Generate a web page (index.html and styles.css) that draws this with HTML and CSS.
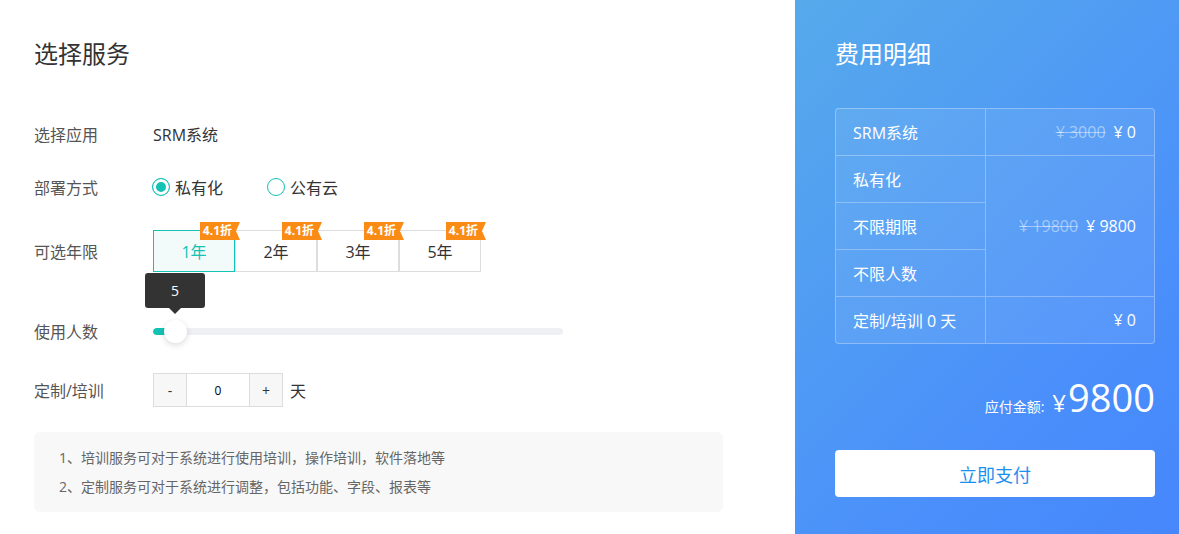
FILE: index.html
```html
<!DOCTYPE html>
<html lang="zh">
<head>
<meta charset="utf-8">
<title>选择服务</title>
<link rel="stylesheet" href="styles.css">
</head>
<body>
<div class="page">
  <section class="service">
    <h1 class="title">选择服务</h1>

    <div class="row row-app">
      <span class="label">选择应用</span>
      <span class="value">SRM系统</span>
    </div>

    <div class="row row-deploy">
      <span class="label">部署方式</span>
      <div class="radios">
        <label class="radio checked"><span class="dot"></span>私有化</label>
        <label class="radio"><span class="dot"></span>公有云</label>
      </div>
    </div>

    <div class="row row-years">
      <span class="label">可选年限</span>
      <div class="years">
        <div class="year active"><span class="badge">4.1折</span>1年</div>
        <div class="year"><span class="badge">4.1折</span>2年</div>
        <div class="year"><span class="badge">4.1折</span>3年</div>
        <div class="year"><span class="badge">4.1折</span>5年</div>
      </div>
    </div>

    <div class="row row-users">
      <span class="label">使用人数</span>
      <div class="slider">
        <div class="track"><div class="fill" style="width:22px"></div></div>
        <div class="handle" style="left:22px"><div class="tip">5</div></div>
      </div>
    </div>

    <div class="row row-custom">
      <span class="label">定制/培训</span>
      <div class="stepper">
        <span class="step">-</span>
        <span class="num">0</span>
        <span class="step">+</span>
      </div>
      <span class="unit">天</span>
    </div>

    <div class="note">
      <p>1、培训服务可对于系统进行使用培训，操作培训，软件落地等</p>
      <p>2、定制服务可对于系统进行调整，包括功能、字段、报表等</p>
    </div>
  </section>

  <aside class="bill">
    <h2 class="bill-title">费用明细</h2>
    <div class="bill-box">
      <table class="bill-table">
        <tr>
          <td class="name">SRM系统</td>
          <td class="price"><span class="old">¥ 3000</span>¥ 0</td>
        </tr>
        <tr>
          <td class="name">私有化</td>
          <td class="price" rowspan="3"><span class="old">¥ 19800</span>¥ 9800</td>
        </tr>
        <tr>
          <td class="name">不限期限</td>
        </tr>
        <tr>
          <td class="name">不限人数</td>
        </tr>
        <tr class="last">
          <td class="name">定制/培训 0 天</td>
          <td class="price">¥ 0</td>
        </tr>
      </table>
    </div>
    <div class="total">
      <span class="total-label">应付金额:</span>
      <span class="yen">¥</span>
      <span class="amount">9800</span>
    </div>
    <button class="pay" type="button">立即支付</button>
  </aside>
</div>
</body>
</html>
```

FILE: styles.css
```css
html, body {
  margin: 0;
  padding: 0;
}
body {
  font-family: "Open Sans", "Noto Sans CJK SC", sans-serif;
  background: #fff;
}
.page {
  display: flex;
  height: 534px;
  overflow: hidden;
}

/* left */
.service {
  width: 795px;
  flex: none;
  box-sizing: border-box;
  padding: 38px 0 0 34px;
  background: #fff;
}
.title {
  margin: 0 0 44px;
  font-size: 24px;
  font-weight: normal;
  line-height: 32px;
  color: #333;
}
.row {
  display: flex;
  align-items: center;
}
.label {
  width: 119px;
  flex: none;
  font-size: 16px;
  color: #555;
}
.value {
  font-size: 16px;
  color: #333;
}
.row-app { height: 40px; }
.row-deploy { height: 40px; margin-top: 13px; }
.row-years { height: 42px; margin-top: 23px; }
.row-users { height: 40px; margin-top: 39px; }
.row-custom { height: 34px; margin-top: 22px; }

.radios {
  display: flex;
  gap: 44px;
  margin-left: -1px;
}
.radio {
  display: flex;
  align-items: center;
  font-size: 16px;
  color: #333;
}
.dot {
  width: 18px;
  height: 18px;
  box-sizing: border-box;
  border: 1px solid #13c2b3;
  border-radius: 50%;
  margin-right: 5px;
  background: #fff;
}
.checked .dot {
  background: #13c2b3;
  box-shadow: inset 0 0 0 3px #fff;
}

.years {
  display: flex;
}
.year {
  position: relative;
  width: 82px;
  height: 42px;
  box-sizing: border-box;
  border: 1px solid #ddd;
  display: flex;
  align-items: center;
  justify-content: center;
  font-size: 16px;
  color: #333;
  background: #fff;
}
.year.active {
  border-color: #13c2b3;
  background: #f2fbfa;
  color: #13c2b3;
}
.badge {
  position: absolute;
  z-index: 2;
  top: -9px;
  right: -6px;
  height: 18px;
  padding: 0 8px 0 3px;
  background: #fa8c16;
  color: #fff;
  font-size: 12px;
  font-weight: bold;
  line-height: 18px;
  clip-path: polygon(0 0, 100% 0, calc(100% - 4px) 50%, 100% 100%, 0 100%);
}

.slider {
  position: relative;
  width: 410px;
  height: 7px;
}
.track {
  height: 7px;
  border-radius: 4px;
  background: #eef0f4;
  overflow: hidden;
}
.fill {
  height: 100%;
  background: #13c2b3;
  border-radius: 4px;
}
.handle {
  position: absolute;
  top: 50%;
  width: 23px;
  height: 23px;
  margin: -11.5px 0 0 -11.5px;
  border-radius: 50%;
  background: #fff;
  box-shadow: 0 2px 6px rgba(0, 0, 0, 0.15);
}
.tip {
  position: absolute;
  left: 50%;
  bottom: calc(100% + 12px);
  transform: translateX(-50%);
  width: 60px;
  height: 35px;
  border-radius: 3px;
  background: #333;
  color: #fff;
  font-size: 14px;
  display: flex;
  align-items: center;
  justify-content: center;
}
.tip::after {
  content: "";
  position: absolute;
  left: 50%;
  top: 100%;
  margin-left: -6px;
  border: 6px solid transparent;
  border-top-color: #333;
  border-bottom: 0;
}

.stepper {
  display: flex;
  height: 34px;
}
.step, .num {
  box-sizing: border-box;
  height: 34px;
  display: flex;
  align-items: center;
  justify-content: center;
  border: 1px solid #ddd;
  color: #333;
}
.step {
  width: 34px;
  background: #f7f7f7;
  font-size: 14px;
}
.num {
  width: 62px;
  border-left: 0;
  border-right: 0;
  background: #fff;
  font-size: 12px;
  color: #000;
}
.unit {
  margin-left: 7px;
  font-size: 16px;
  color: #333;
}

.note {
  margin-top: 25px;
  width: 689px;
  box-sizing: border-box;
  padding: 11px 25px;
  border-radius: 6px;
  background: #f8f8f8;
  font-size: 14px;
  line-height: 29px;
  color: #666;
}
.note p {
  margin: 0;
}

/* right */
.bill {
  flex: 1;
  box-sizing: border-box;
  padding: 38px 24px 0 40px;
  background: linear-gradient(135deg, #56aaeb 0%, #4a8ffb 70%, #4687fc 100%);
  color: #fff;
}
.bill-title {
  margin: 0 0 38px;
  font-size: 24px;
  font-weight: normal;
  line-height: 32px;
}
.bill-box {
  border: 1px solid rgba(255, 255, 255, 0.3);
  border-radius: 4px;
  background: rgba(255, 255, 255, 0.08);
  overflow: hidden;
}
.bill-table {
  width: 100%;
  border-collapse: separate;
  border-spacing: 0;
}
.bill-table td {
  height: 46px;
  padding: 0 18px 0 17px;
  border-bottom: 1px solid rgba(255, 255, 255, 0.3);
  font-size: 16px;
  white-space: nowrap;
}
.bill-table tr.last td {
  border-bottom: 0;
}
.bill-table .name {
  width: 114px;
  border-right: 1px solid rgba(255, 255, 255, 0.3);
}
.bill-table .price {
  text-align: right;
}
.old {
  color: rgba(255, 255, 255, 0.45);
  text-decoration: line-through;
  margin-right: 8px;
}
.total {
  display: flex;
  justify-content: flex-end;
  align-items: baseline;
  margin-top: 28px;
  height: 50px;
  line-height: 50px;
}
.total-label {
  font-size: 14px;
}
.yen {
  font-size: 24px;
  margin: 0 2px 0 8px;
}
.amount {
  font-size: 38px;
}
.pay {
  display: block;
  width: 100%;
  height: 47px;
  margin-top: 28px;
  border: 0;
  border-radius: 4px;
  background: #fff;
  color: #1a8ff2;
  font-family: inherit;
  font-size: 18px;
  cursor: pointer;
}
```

######

» What you are asked to do:
Track down the lines that include the word "styles" and copy them.

» Solved exercise:
Generate a web page (index.html and styles.css) that draws this with HTML and CSS.
<link rel="stylesheet" href="styles.css">
FILE: styles.css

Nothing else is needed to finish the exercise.